The engineer went to build a Universal Automatic Nailer -- a
device able to hammer every possible nail into every possible wall.
The physicist conducted series of experiments on strength of
hammers, nails, and walls and developed a revolutionary technology of
ultra-sonic nail hammering at super-low temperature.
The mathematician generalized the problem to a N dimensional
problem of penetration of a knotted one dimensional nail into a N-1
dimensional hyper-wall. Several fundamental theorems are proved. Of
course, the problem is too rich to suggest a possibility of a simple
solution, even the existence of a solution is far from obvious.
A mathematician, a physicist, and an engineer were traveling
through Scotland when they saw a black sheep through the window of the
train.
"Aha," says the engineer, "I see that Scottish sheep are
black."
"Hmm," says the physicist, "You mean that some Scottish
sheep are black."
"No," says the mathematician, "All we know is that there is
at least one sheep in Scotland, and that at least one side of that one
sheep is black!"
A Mathematician (M) and an Engineer (E) attend a lecture by
a Physicist. The topic concerns Kulza-Klein theories involving physical
processes that occur in spaces with dimensions of 9, 12 and even higher.
The M is sitting, clearly enjoying the lecture, while the E is frowning
and looking generally confused and puzzled. By the end the E has a
terrible headache. At the end, the M comments about the wonderful lecture.
E: "How do you understand this stuff?"
M: "I just visualize the process"
E: "How can you POSSIBLY visualize something that occurs in
9-dimensional space?"
M: "Easy, first visualize it in N-dimensional space, then
let N go to 9"
A team of engineers were required to measure the height of a
flag pole.

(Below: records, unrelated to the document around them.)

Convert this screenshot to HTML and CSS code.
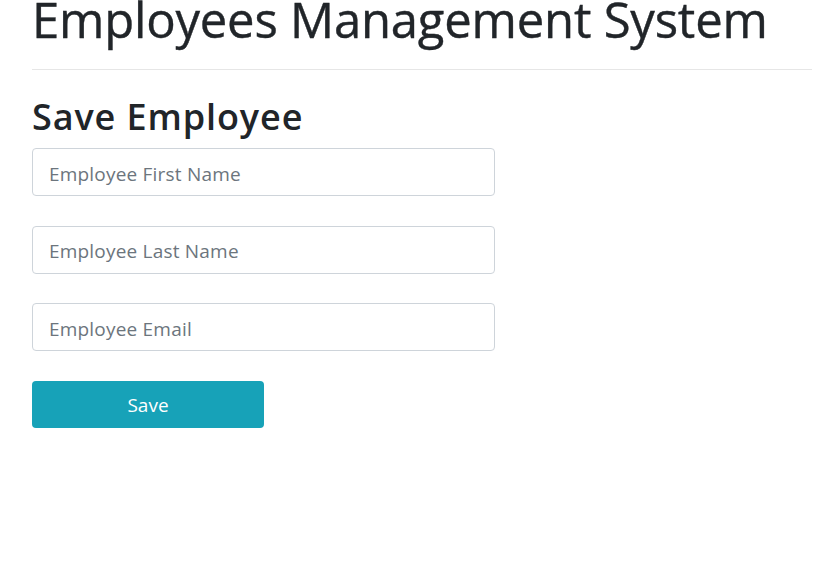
FILE: index.html
```html
<!DOCTYPE html>
<html>
<head>
<meta charset="utf-8">
<link rel="stylesheet" href="styles.css">
</head>
<body>
<div class="page">
  <h1 class="title">Employees Management System</h1>
  <hr class="rule">
  <h2 class="subtitle">Save Employee</h2>
  <form class="form">
    <input class="field" type="text" placeholder="Employee First Name">
    <input class="field" type="text" placeholder="Employee Last Name">
    <input class="field" type="text" placeholder="Employee Email">
    <button class="btn" type="button">Save</button>
  </form>
</div>
</body>
</html>
```
FILE: styles.css
```css
html, body { margin: 0; padding: 0; background: #fff; }
body { font-family: "Open Sans", "Noto Sans", sans-serif; color: #212529; }
.page { padding: 0 10px 0 32px; }
.title { margin: 0; font-size: 49px; font-weight: 400; line-height: 38px; letter-spacing: -0.2px; padding-top: 0; white-space: nowrap; color: #212529; -webkit-text-stroke: 0.4px #212529; }
.rule { margin: 31px 0 0; border: 0; border-top: 1px solid #e6e6e6; }
.subtitle { margin: 24px 0 0; font-size: 36px; font-weight: 600; line-height: 46px; letter-spacing: 0.9px; }
.form { display: flex; flex-direction: column; align-items: flex-start; gap: 29.7px; margin-top: 8px; }
.field { box-sizing: border-box; width: 463px; height: 48px; padding: 3px 16px 0; font-family: inherit; font-size: 19px; letter-spacing: 0.2px; color: #495057; border: 1px solid #ced4da; border-radius: 4px; outline: none; }
.field::placeholder { color: #6c757d; }
.btn { box-sizing: border-box; width: 232px; height: 47px; padding-top: 2px; background: #17a2b8; color: #fff; border: 0; border-radius: 4px; font-family: inherit; font-size: 19px; }
```
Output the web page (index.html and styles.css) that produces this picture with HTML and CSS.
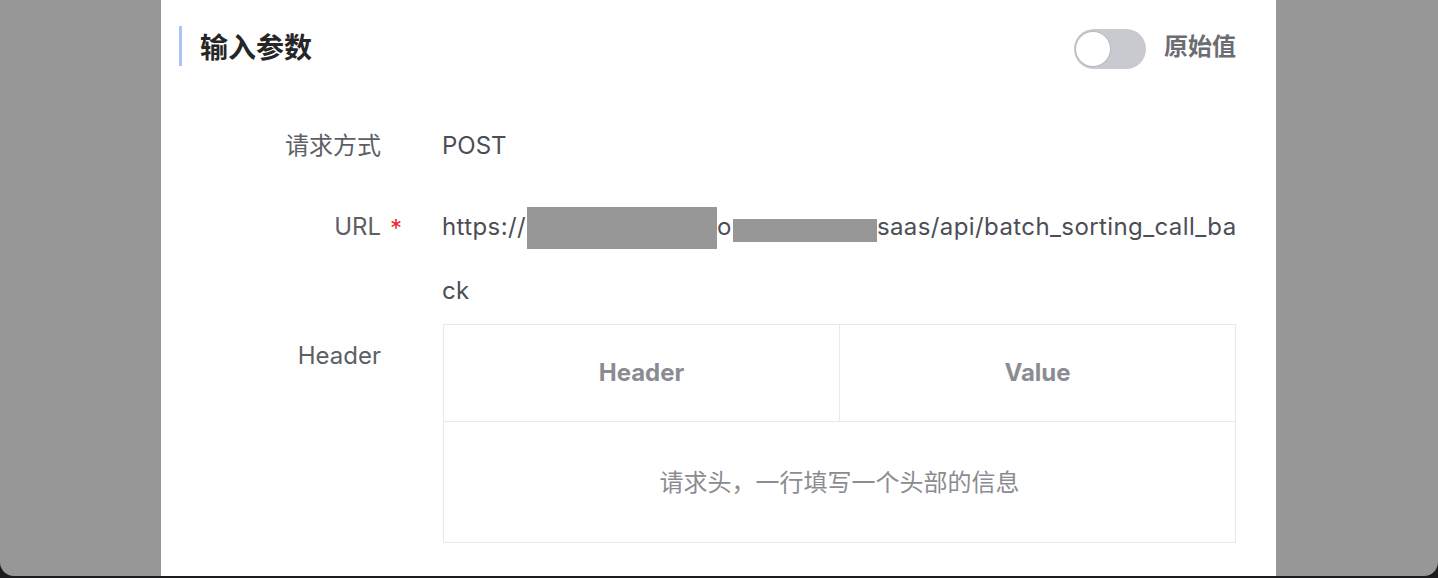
FILE: index.html
```html
<!DOCTYPE html>
<html lang="zh">
<head>
<meta charset="utf-8">
<title>输入参数</title>
<link rel="stylesheet" href="styles.css">
</head>
<body>
<div class="window">
  <div class="modal">
    <div class="modal-head">
      <div class="title">输入参数</div>
      <div class="raw">
        <span class="toggle"><span class="knob"></span></span>
        <span class="raw-label">原始值</span>
      </div>
    </div>
    <div class="form">
      <div class="row row-method">
        <div class="label">请求方式</div>
        <div class="value">POST</div>
      </div>
      <div class="row row-url">
        <div class="label required">URL</div>
        <div class="value url">https://<span class="redact r1"></span>o<span class="redact r2"></span>saas/api/batch_sorting_call_back</div>
      </div>
      <div class="row row-header">
        <div class="label">Header</div>
        <div class="value">
          <table class="htable">
            <thead>
              <tr><th>Header</th><th>Value</th></tr>
            </thead>
            <tbody>
              <tr><td colspan="2">请求头，一行填写一个头部的信息</td></tr>
            </tbody>
          </table>
        </div>
      </div>
    </div>
  </div>
</div>
</body>
</html>
```
FILE: styles.css
```css
html, body {
  margin: 0;
  padding: 0;
  background: #1c1c1e;
  height: 578px;
  overflow: hidden;
}
body {
  font-family: "Inter", "Noto Sans CJK SC", sans-serif;
}
.window {
  height: 576px;
  background: #979797;
  border-radius: 0 0 14px 14px;
  overflow: hidden;
  padding-left: 161px;
  box-sizing: border-box;
}
.modal {
  width: 1115px;
  height: 100%;
  background: #ffffff;
}
.modal-head {
  height: 96px;
  display: flex;
  align-items: center;
  justify-content: space-between;
  padding: 0 40px 0 18px;
}
.title {
  border-left: 3px solid #a9c4f6;
  padding-left: 18px;
  height: 40px;
  line-height: 40px;
  font-size: 28px;
  font-weight: 700;
  color: #262626;
  font-family: "Noto Sans CJK SC", sans-serif;
  position: relative;
  top: -2px;
}
.raw {
  display: flex;
  align-items: center;
  position: relative;
  top: 1px;
}
.toggle {
  position: relative;
  width: 72px;
  height: 40px;
  border-radius: 20px;
  background: #c9cacf;
  display: block;
}
.knob {
  position: absolute;
  left: 2px;
  top: 3px;
  width: 34px;
  height: 34px;
  border-radius: 50%;
  background: #ffffff;
  box-shadow: 0 0 0 1px #b9babf;
}
.raw-label {
  margin-left: 18px;
  font-size: 24px;
  line-height: 32px;
  font-weight: 700;
  color: #6c6d72;
  font-family: "Noto Sans CJK SC", sans-serif;
  position: relative;
  top: -4px;
}
.form {
  padding-top: 18px;
}
.row {
  display: flex;
}
.row-method {
  margin-bottom: 17px;
}
.row-url {
  margin-bottom: 1px;
}
.label {
  width: 220px;
  flex: none;
  text-align: right;
  font-size: 24px;
  line-height: 64px;
  color: #5c5f66;
  position: relative;
}
.label.required::after {
  content: "*";
  position: absolute;
  left: 229px;
  top: 2px;
  color: #f5222d;
  font-size: 24px;
}
.value {
  margin-left: 61px;
  width: 795px;
  font-size: 24px;
  line-height: 64px;
  color: #4b4e56;
}
.value.url {
  width: 800px;
  word-break: break-all;
  letter-spacing: 0.4px;
}
.redact {
  display: inline-block;
  background: #979797;
  vertical-align: middle;
}
.r1 {
  width: 190px;
  height: 42px;
  margin-left: 1px;
}
.r2 {
  width: 144px;
  height: 23px;
  margin-left: 1px;
  position: relative;
  top: 2px;
}
.htable {
  width: 793px;
  border-collapse: collapse;
  table-layout: fixed;
  margin-left: 1px;
}
.htable th, .htable td {
  border: 1px solid #e7e9ef;
  text-align: center;
  font-size: 24px;
  color: #8b8c91;
  padding: 0;
}
.htable th {
  line-height: 96px;
  font-weight: 700;
}
.htable td {
  padding-top: 2px;
  line-height: 118px;
  font-weight: 400;
}
```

They only had a measuring tape, and were getting quite
frustrated trying to keep the tape along the pole. It kept falling down,
etc. A mathematician comes along, finds out their problem, and proceeds to
remove the pole from the ground and measure it easily. When he leaves, one
engineer says to the other: "Just like a mathematician! We need to know
the height, and he gives us the length!"
One day a farmer called up an engineer, a physicist, and a
mathematician and asked them to fence off the largest possible area with
the least amount of fence.
The engineer made the fence in a circle and proclaimed that
he had the most efficient design.
The physicist made a long, straight line and proclaimed "We
can assume the length is infinite..." and pointed out that fencing off
half of the Earth was certainly a more efficient way to do it.
The Mathematician just laughed at them. He built a tiny
fence around himself and said "I declare myself to be on the outside."
To mathematicians, solutions mean finding the answers. But to
chemists, solutions are things that are still all mixed up.
A mathematician, an engineer, and a chemist were walking
down the road when they saw a pile of cans of beer. Unfortunately, they
were the old-fashioned cans that do not have the tab at the top. One of
them proposed that they split up and find can openers. The chemist went to
his lab and concocted a magical chemical that dissolves the can top in an
instant and evaporates the next instant so that the beer inside is not
affected. The engineer went to his workshop and created a new HyperOpener
that can open 25 cans per second.
They went back to the pile with their inventions and found
the mathematician finishing the last can of beer. "How did you manage
that?" they asked in astonishment. The mathematician answered, "Oh,
well,
I assumed they were open and went from there."